Nelson argued, and the state conceded, that Echols is no longer good law in light of Sullivan because it failed to recognize that a common defense does not necessarily mean there is no conflict between the interests of two defendants. Instead, a defendant can show a conflict under Sullivan where there was a plausible alternative defense that was rejected due to, or inherently in conflict with, counsel’s other loyalties. Defendant need not show that the alternative defense would have been successful, but only that it was a sufficiently viable alternative.

Within this framework the court looked at the proposed absence-of-accountability defense to determine whether it was of “sufficient substance to be a viable alternative” to self defense. The court noted that Nelson’s own statement established that she left the apartment together with the other women in order to pursue Wilson after their initial confrontation had ended, Nelson was the one who originally grabbed the knife, Nelson knew Hall had the knife throughout the confrontation, Nelson participated in the physical attack on Wilson, she went through Wilson’s pockets after the fight, and she made no effort to separate herself from the group either during or after the incident. Under the common design rule, even if the only common plan was to commit an assault on Wilson, Nelson was accountable for all of the actions of the group, and thus her proposed alternative defense was not available.

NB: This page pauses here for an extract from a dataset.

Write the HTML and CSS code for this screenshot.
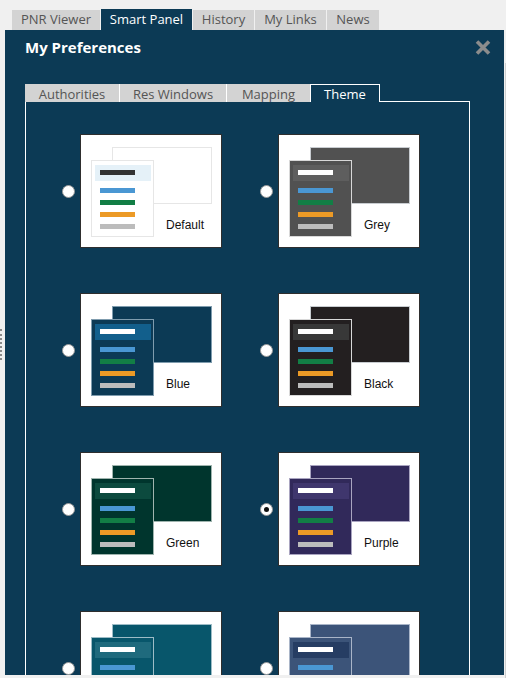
FILE: index.html
```html
<!DOCTYPE html>
<html>
<head>
<meta charset="utf-8">
<link rel="stylesheet" href="styles.css">
</head>
<body>
<div class="grip"></div>
<div class="edge"></div>
<nav class="top-tabs">
  <div class="ttab w1">PNR Viewer</div>
  <div class="ttab w2 active">Smart Panel</div>
  <div class="ttab w3">History</div>
  <div class="ttab w4">My Links</div>
  <div class="ttab w5">News</div>
</nav>
<section class="panel">
  <header class="panel-head">
    <h1 class="title">My Preferences</h1>
    <svg class="close" width="16" height="15" viewBox="0 0 16 15"><path d="M2 1.5 L14 13.5 M14 1.5 L2 13.5" stroke="#8c8c8c" stroke-width="3.6" stroke-linecap="butt"/></svg>
  </header>
  <div class="sub-tabs">
    <div class="stab s1">Authorities</div>
    <div class="stab s2">Res Windows</div>
    <div class="stab s3">Mapping</div>
    <div class="stab s4 active">Theme</div>
  </div>
  <div class="box">
    <div class="grid">
      <div class="opt"><span class="radio"></span>
        <div class="card t-default"><div class="back"></div><div class="front"><div class="hdr"><i class="bar b0"></i></div><i class="bar b1"></i><i class="bar b2"></i><i class="bar b3"></i><i class="bar b4"></i></div><span class="label">Default</span></div>
      </div>
      <div class="opt"><span class="radio"></span>
        <div class="card t-grey"><div class="back"></div><div class="front"><div class="hdr"><i class="bar b0"></i></div><i class="bar b1"></i><i class="bar b2"></i><i class="bar b3"></i><i class="bar b4"></i></div><span class="label">Grey</span></div>
      </div>
      <div class="opt"><span class="radio"></span>
        <div class="card t-blue"><div class="back"></div><div class="front"><div class="hdr"><i class="bar b0"></i></div><i class="bar b1"></i><i class="bar b2"></i><i class="bar b3"></i><i class="bar b4"></i></div><span class="label">Blue</span></div>
      </div>
      <div class="opt"><span class="radio"></span>
        <div class="card t-black"><div class="back"></div><div class="front"><div class="hdr"><i class="bar b0"></i></div><i class="bar b1"></i><i class="bar b2"></i><i class="bar b3"></i><i class="bar b4"></i></div><span class="label">Black</span></div>
      </div>
      <div class="opt"><span class="radio"></span>
        <div class="card t-green"><div class="back"></div><div class="front"><div class="hdr"><i class="bar b0"></i></div><i class="bar b1"></i><i class="bar b2"></i><i class="bar b3"></i><i class="bar b4"></i></div><span class="label">Green</span></div>
      </div>
      <div class="opt"><span class="radio checked"></span>
        <div class="card t-purple"><div class="back"></div><div class="front"><div class="hdr"><i class="bar b0"></i></div><i class="bar b1"></i><i class="bar b2"></i><i class="bar b3"></i><i class="bar b4"></i></div><span class="label">Purple</span></div>
      </div>
      <div class="opt"><span class="radio"></span>
        <div class="card t-teal"><div class="back"></div><div class="front"><div class="hdr"><i class="bar b0"></i></div><i class="bar b1"></i><i class="bar b2"></i><i class="bar b3"></i><i class="bar b4"></i></div></div>
      </div>
      <div class="opt"><span class="radio"></span>
        <div class="card t-slate"><div class="back"></div><div class="front"><div class="hdr"><i class="bar b0"></i></div><i class="bar b1"></i><i class="bar b2"></i><i class="bar b3"></i><i class="bar b4"></i></div></div>
      </div>
    </div>
  </div>
</section>
</body>
</html>
```
FILE: styles.css
```css
* { box-sizing: border-box; }
html, body { margin: 0; padding: 0; }
body {
  background: #f0f0f0;
  width: 506px;
  height: 678px;
  overflow: hidden;
  position: relative;
  font-family: "Open Sans", "Noto Sans", sans-serif;
}
.grip {
  position: absolute;
  left: 0; top: 329px;
  width: 2px; height: 31px;
  border-left: 2px dotted #8a8a8a;
}
.edge {
  position: absolute;
  left: 505px; top: 63px;
  width: 1px; height: 615px;
  background: #cfcfcf;
}
.top-tabs {
  display: flex;
  align-items: flex-end;
  gap: 1px;
  margin-left: 12px;
  padding-top: 9px;
  height: 30px;
}
.ttab {
  height: 20px;
  line-height: 19px;
  font-size: 13px;
  color: #555;
  background: #d3d3d3;
  text-align: center;
  white-space: nowrap;
}
.ttab.active { height: 21px; line-height: 21px; background: #0c3a55; color: #fff; }
.w1 { width: 88px; }
.w2 { width: 91px; }
.w3 { width: 61px; }
.w4 { width: 71px; }
.w5 { width: 52px; }

.panel {
  margin-left: 5px;
  width: 499px;
  height: 645px;
  background: #0c3a55;
  overflow: hidden;
}
.panel-head {
  height: 54px;
  display: flex;
  justify-content: space-between;
  align-items: flex-start;
  padding: 7px 13px 0 20px;
}
.title {
  margin: 0;
  font-size: 15px;
  line-height: 20px;
  font-weight: 700;
  color: #fff;
}
.close { margin-top: 3px; }

.sub-tabs {
  display: flex;
  margin-left: 20px;
  height: 18px;
  position: relative;
  z-index: 2;
}
.stab {
  height: 18px;
  line-height: 18px;
  padding-top: 1px;
  font-size: 13px;
  color: #555;
  background: #d3d3d3;
  text-align: center;
  border-right: 1px solid #fff;
  white-space: nowrap;
}
.s1 { width: 95px; }
.s2 { width: 107px; }
.s3 { width: 83px; border-right: none; }
.s4 { width: 70px; }
.stab.active {
  background: #0c3a55;
  color: #fff;
  border: 1px solid #fff;
  border-bottom: none;
  line-height: 17px;
  padding-top: 1px;
}

.box {
  margin-left: 20px;
  margin-top: -1px;
  width: 445px;
  height: 600px;
  border: 1px solid #fff;
  border-bottom: none;
  padding: 32px 0 0 36px;
}
.grid {
  display: grid;
  grid-template-columns: 198px 198px;
  row-gap: 45px;
}
.opt {
  display: flex;
  align-items: center;
}
.radio {
  width: 13px; height: 13px;
  border-radius: 50%;
  background: #fff;
  border: 1px solid #9a9a9a;
  margin-right: 5px;
  display: flex;
  align-items: center;
  justify-content: center;
}
.radio.checked::after {
  content: "";
  width: 5px; height: 5px;
  border-radius: 50%;
  background: #111;
}
.card {
  position: relative;
  width: 142px;
  height: 114px;
  background: #fff;
  border: 1px solid #2e2e2e;
}
.back {
  position: absolute;
  left: 31px; top: 12px;
  width: 100px; height: 57px;
  border: 1px solid #c8ccd0;
}
.front {
  position: absolute;
  left: 10px; top: 25px;
  width: 63px; height: 77px;
  border: 1px solid #d8d8d8;
}
.hdr {
  position: absolute;
  left: 3px; top: 4px;
  width: 56px; height: 16px;
}
.bar {
  position: absolute;
  left: 8px;
  width: 35px; height: 5px;
}
.hdr .bar { left: 5px; top: 5px; background: #fff; }
.b1 { top: 27px; background: #4a97d3; }
.b2 { top: 39px; background: #127e45; }
.b3 { top: 51px; background: #ec9a26; }
.b4 { top: 63px; background: #bcbcbc; }
.label {
  position: absolute;
  left: 85px; top: 83px;
  font-family: "Liberation Sans", Arial, sans-serif;
  font-size: 12px;
  color: #111;
}

.t-default .back { background: #fff; border-color: #e6e6e6; }
.t-default .front { background: #fff; border-color: #e6e6e6; }
.t-default .hdr { background: #e5f1f8; }
.t-default .hdr .bar { background: #333; }

.t-grey .back, .t-grey .front { background: #515151; }
.t-grey .hdr { background: #5e5e5e; }

.t-blue .back, .t-blue .front { background: #0c3a55; border-color: #7f9cae; }
.t-blue .hdr { background: #125f8c; }

.t-black .back, .t-black .front { background: #231f20; }
.t-black .hdr { background: #383838; }

.t-green .back, .t-green .front { background: #00352d; border-color: #9fb4ae; }
.t-green .hdr { background: #0c4a3e; }

.t-purple .back, .t-purple .front { background: #31295a; border-color: #a9a4c0; }
.t-purple .hdr { background: #3f366d; }

.t-teal .back, .t-teal .front { background: #08566b; border-color: #9dbcc6; }
.t-teal .hdr { background: #1f6a7d; }

.t-slate .back, .t-slate .front { background: #3c5479; border-color: #a9b5c8; }
.t-slate .hdr { background: #263d63; }
```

This opinion alters the framework for evaluating “actual conflict” claims in Illinois. It is no longer enough that there be a common defense between co-defendants for counsel to avoid an actual conflict of interest because “the presentation of a united front may not be consistent with one defendant’s interest if it requires the abandonment of a plausible defense that benefits him at the expense of his codefendant.” The pertinent question now is whether one defendant has an alternative defense of sufficient substance to be a viable alternative but that defense is inherently in conflict with the interests of a jointly-represented co-defendant. If so, then counsel suffers from an actual conflict of interest in representing both individuals.